## Problem details:
Can you output the material exactly as written, minus any pictures it holds?

## Information supplied:

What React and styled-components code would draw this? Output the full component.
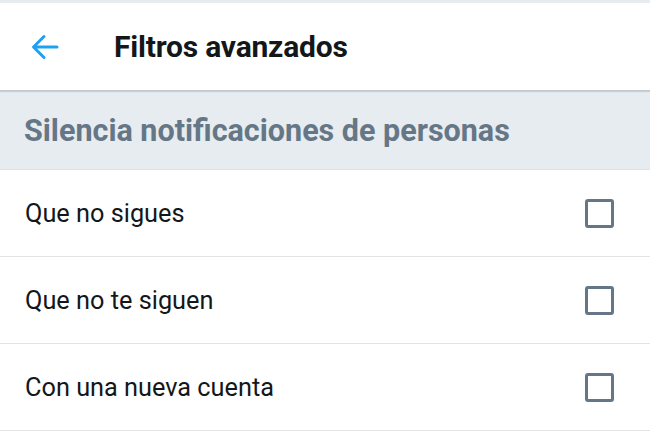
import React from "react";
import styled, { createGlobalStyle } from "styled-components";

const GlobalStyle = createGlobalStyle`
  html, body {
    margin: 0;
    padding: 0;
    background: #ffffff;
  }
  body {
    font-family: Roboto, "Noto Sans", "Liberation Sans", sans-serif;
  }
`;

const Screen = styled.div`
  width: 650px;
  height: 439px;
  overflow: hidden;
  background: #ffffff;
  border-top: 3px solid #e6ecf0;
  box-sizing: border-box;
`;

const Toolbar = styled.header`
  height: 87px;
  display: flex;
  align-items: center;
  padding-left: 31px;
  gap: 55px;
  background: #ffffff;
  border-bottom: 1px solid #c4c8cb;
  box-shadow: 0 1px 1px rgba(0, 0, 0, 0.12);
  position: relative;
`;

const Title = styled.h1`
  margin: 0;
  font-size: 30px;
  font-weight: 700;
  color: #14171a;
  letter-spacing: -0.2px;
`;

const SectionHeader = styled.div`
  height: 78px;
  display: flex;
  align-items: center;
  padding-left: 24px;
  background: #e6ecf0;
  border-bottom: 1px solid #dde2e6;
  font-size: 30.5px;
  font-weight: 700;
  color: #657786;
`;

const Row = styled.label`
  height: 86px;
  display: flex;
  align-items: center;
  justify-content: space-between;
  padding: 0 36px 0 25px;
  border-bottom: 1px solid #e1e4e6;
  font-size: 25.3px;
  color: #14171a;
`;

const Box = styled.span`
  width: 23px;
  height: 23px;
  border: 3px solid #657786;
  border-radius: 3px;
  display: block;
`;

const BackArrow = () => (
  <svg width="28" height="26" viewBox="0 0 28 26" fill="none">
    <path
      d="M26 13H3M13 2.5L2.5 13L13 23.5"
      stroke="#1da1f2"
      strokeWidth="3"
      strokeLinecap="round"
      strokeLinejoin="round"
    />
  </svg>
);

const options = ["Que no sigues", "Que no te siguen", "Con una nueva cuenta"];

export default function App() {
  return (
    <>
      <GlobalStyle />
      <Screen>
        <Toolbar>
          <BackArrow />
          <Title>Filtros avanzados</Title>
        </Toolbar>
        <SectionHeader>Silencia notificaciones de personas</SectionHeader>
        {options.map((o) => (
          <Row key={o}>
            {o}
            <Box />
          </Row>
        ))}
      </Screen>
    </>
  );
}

## Response for this exercise:
What React and styled-components code would draw this? Output the full component.
import React from "react";
import styled, { createGlobalStyle } from "styled-components";

const GlobalStyle = createGlobalStyle`
  html, body {
    margin: 0;
    padding: 0;
    background: #ffffff;
  }
  body {
    font-family: Roboto, "Noto Sans", "Liberation Sans", sans-serif;
  }
`;

const Screen = styled.div`
  width: 650px;
  height: 439px;
  overflow: hidden;
  background: #ffffff;
  border-top: 3px solid #e6ecf0;
  box-sizing: border-box;
`;

const Toolbar = styled.header`
  height: 87px;
  display: flex;
  align-items: center;
  padding-left: 31px;
  gap: 55px;
  background: #ffffff;
  border-bottom: 1px solid #c4c8cb;
  box-shadow: 0 1px 1px rgba(0, 0, 0, 0.12);
  position: relative;
`;

const Title = styled.h1`
  margin: 0;
  font-size: 30px;
  font-weight: 700;
  color: #14171a;
  letter-spacing: -0.2px;
`;

const SectionHeader = styled.div`
  height: 78px;
  display: flex;
  align-items: center;
  padding-left: 24px;
  background: #e6ecf0;
  border-bottom: 1px solid #dde2e6;
  font-size: 30.5px;
  font-weight: 700;
  color: #657786;
`;

const Row = styled.label`
  height: 86px;
  display: flex;
  align-items: center;
  justify-content: space-between;
  padding: 0 36px 0 25px;
  border-bottom: 1px solid #e1e4e6;
  font-size: 25.3px;
  color: #14171a;
`;

const Box = styled.span`
  width: 23px;
  height: 23px;
  border: 3px solid #657786;
  border-radius: 3px;
  display: block;
`;

const BackArrow = () => (
  <svg width="28" height="26" viewBox="0 0 28 26" fill="none">
    <path
      d="M26 13H3M13 2.5L2.5 13L13 23.5"
      stroke="#1da1f2"
      strokeWidth="3"
      strokeLinecap="round"
      strokeLinejoin="round"
    />
  </svg>
);

const options = ["Que no sigues", "Que no te siguen", "Con una nueva cuenta"];

export default function App() {
  return (
    <>
      <GlobalStyle />
      <Screen>
        <Toolbar>
          <BackArrow />
          <Title>Filtros avanzados</Title>
        </Toolbar>
        <SectionHeader>Silencia notificaciones de personas</SectionHeader>
        {options.map((o) => (
          <Row key={o}>
            {o}
            <Box />
          </Row>
        ))}
      </Screen>
    </>
  );
}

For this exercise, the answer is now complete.